Independent Candidate for Pennsylvania Legislature Files Ballot Access Lawsuit

On June 2, an independent candidate for the Pennsylvania Senate filed a lawsuit in federal court, challenging several aspects of Pennsylvania ballot access procedures. The candidate, Dennis Baylor, is representing himself, but the complaint is very well-drafted. The election code does not actually require petition signers to be registered voters, but merely “qualified electors”. The term “qualified electors” has long been defined in Pennsylvania to mean people who are eligible to register (whether they are actually registered or not). The Baylor complaint asks that state officials be required to live up to this definition. It also complains that independent and minor party candidates who complete their petitions early have no means to establish that they are now ballot-qualified. Current practice sets the petitions aside until after the August 1 deadline, which leaves candidates who petition for the general election in limbo, sometimes for months. The case is Baylor v Cortes, cv-08-1060, Middle District.

A more far-reaching federal lawsuit against some other Pennsylvania ballot access practices should be filed soon, by several minor parties. It will challenge Pennsylvania’s practice of putting candidates in jeopardy for tens of thousands of dollars, should their petitions not have enough valid signatures. It will challenge the failure of some Pennsylvania counties to count write-ins votes. Finally, it will attack the state’s insistence that petition forms must say that the signers are “nominating” the candidates listed on the petition form, when actually those candidates have been nominated by their own political parties, at party conventions.

Massachusetts Permitted Substitution in 2004

Massachusetts, which has denied the Libertarian Party permission to substitute its actual national ticket in place of its stand-in presidential and vice-presidential candidates, permitted Ralph Nader to substitute his actual vice-presidential candidate for his stand-in vice-presidential candidate in 2004. Nader started petitioning in Massachusetts in April 2004, with petitions listing Jan Pearce as his stand-in vice-presidential candidate. On June 21, Nader chose Peter Camejo as his actual vice-presidential candidate. Massachusetts elections officials told Nader he would be permitted to make the vice-presidential switch.
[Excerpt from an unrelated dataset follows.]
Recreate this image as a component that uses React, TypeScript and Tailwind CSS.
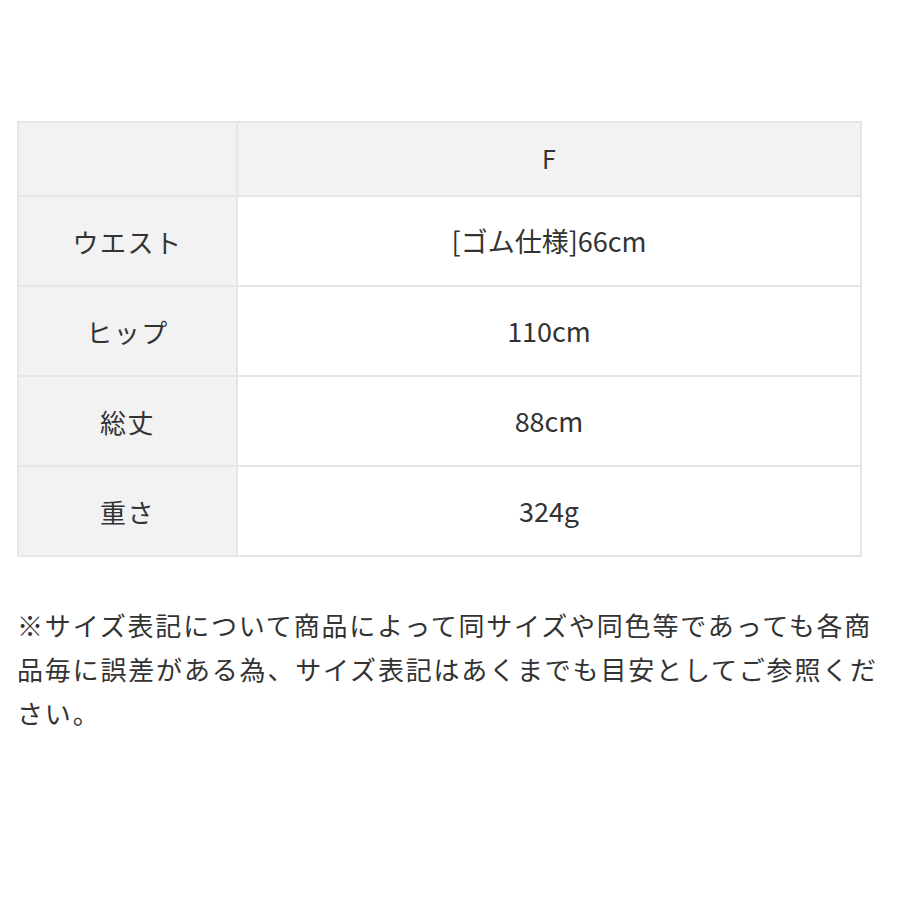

As it turned out, Nader didn’t get enough valid signatures to be on the Massachusetts ballot, but that is irrelevant to the point that Massachusetts is acting inconsistently.

New Hampshire Declaration of Candidacy Deadline Passes

New Hampshire is the only state that requires an independent presidential candidate, or the candidate of an unqualified party, to file a declaration of candidacy before the petition itself is due (although Rhode Island requires a declaration of candidacy for independent candidates for presidential elector by June 25). New Hampshire’s deadline for that was June 13. Petitioning candidates for president who filed the form include Chuck Baldwin, Bob Barr, and Ralph Nader. Also filing the form was the Libertarian Party’s New Hampshire presidential stand-in, George Phillies. Another person who filed is unknown to this writer: she is Yonyuth Hongsakaphadana, who lives in Danbury, Connecticut, according to the New Hampshire Secretary of State’s web page. If anyone knows anything about her, please comment. She does not have a listed phone number. UPDATE: here is a link to the Secretary of State’s web page.

Massachusetts Again Denies Presidential Substitution for Libertarian Party

On June 13, the Massachusetts Secretary of State again refused permission for the Libertarian Party to substitute Bob Barr’s name for the stand-in candidate listed on the petition, George Phillies. The Secretary of State said the substitution would have been permitted if the party had nominated later in the year, but says there is time for the party to do an entirely new petition listing Bob Barr. The deadline is July 29.

There is some reason to believe that the ACLU will represent the Libertarian Party in a lawsuit. All of the precedents about presidential and vice-presidential substitution are favorable. Massachusetts told Ralph Nader in 2004 that he could substitute Peter Camejo for vice-president (that turned out to be a moot point, though, since the 2004 Nader petition in Massachusetts failed to get enough valid signatures). Massachusetts also let the Reform Party substitute for vice-president in 2000, and let John B. Anderson substitute for vice-president in 1980.